Il n'est pas dit que le camp d'en face soit davantage pertinent. Mais c'est plus facile pour eux, parce qu'ils n'ont pas de réponse rationnelle à apporter à leurs électeurs. Il leur suffit d'exciter les passions tristes, d'attiser la haine de l'autre. La haine, c'est ce que cultivent la droite et l'extrême droite. Je ne parle pas d'une droite libérale qui a des idées sur la marche correcte de l'économie et de la société. Malheureusement, il n'y a pas de débat d'idées ici. Imaginez que le principal parti de droite israélien, le Likoud [la formation de Benyamin Netanyahou] , est allé aux dernières élections sans programme !
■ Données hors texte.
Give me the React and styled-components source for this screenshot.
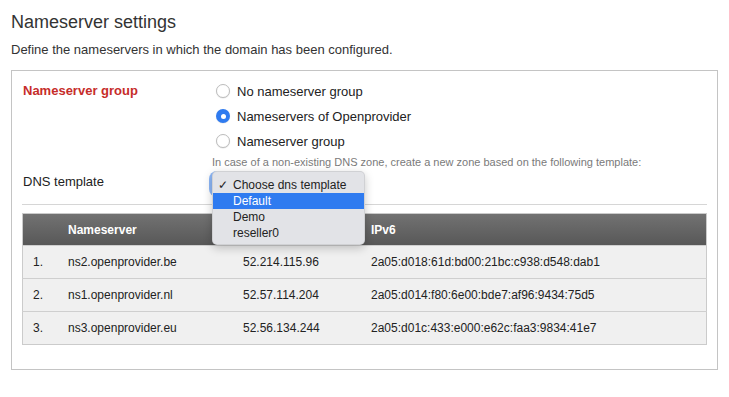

Ce que j'espère, c'est que ce passage de l'extrême droite aux commandes du pays va clarifier les choses. Nous avons en effet un gouvernement de bric et de broc, incapable de régler les problèmes. Leur expérience au pouvoir est si catastrophique que cela peut-être salutaire, car les gens le comprennent petit à petit. On ressent déjà les effets de leur incompétence sur l'économie. Or la bonne santé économique du pays est la fierté de Benyamin Netanyahou. Israël est effectivement une formidable success story économique et technologique. Mais, désormais, l'argent sort du pays pour des raisons à la fois purement économiques et idéologiques. C'est l'un des slogans phare des manifestations : « Pas de high-tech sans démocratie. » C'est tout un secteur clé qui est dans la rue. Des économistes de renom, parmi lesquels d'anciens gouverneurs de la banque centrale, des sommités universitaires, des prix Nobel, ont signé une lettre alertant Netanyahou sur la situation. Et il n'en a pas trouvé un pour le soutenir.

Israël : à la recherche de la gauche perdue. Le camp libéral s'exprimait peu ces dernières années. Finalement, il semble plutôt vivant ?
Le camp libéral-démocrate, qui va du centre droit à la gauche, est resté, c'est vrai, longtemps endormi. Vous savez, le problème des libéraux en général, partout, sous tous les cieux, c'est que nous sommes des gens polis et par définition tolérants. Nous sommes capables de subir beaucoup de choses, et pendant longtemps. Mais cette coalition gouvernementale, avec son projet de coup d'Etat constitutionnel, nous a mis le couteau sous la gorge. Eux ne se sont pas radicalisés : ils l'étaient déjà ! Pour nous les libéraux, la prise de conscience qu'un changement de régime est à l'oeuvre nous a, c'est vrai, radicalisés. On s'habitue à tout, nous nous étions habitués à l'occupation. Nous voyions ce qui se passait, le déplorions, mais notre mode de vie n'était pas menacé... Aujourd'hui, il l'est. Et c'est ce qui pousse des centaines de milliers de personnes dans la rue. Netanyahou ne s'attendait pas du tout à une telle mobilisation. Il n'avait pas prévu que la société civile peut, elle aussi, montrer les dents.

Les positions se radicalisent... Jusqu'où les choses peuvent-elles aller ?
Les sentiments sont exacerbés, on perçoit même de la haine. Et je n'exclus pas qu'il puisse y avoir des violences. D'autant que ce gouvernement est évidemment incapable de gérer la situation sécuritaire. Ils sont arrivés au pouvoir en promettant ce qu'ils appellent « une bonne gouvernance » . Or, à chaque pas qu'ils font, ils attisent les troubles et le terrorisme s'enclenche. Nous sommes déjà dans une sorte de pré-Intifada, qu'ils n'ont aucun moyen d'arrêter. Ils ne savent pas faire. Comme si gouverner était uniquement une histoire de nombre de policiers dans la rue... Leur échec est inscrit. Et donc, pour s'accrocher au pouvoir, ils cherchent à changer les règles du jeu en ôtant tout rôle à la Cour suprême. Ce faisant, ils se heurtent à une mobilisation que le pays n'a jamais connue depuis sa création.
Il y a en démocratie - et nous sommes quand même encore en démocratie -, une puissance politique dans ces mouvements de rejet massif. Déjà, Netanyahou peine à respecter les accords de coalition et un ministre a démissionné. Il y a des craquements. La pression populaire est efficace. Cela fonctionne. Les manifestations n'ont pas lieu uniquement dans les grandes villes libérales, mais également dans les périphéries qui votent traditionnellement pour le Likoud. Les sondages démontrent que les gens de droite n'acceptent pas, eux non plus, la réforme judiciaire. 40 % des électeurs du Likoud n'en veulent pas.
On ne peut pas laisser faire ces hommes. Pour la première fois de ma vie, je peux dire : « j'ai peur » de ce gouvernement. Nous avons eu Yitzhak Shamir Premier ministre [1983-1984, puis 1986-1992] . Un homme de la droite dure. C'était déplaisant, ce n'était absolument pas mes idées. Mais je n'ai pas eu peur pour la démocratie israélienne. Aujourd'hui, si.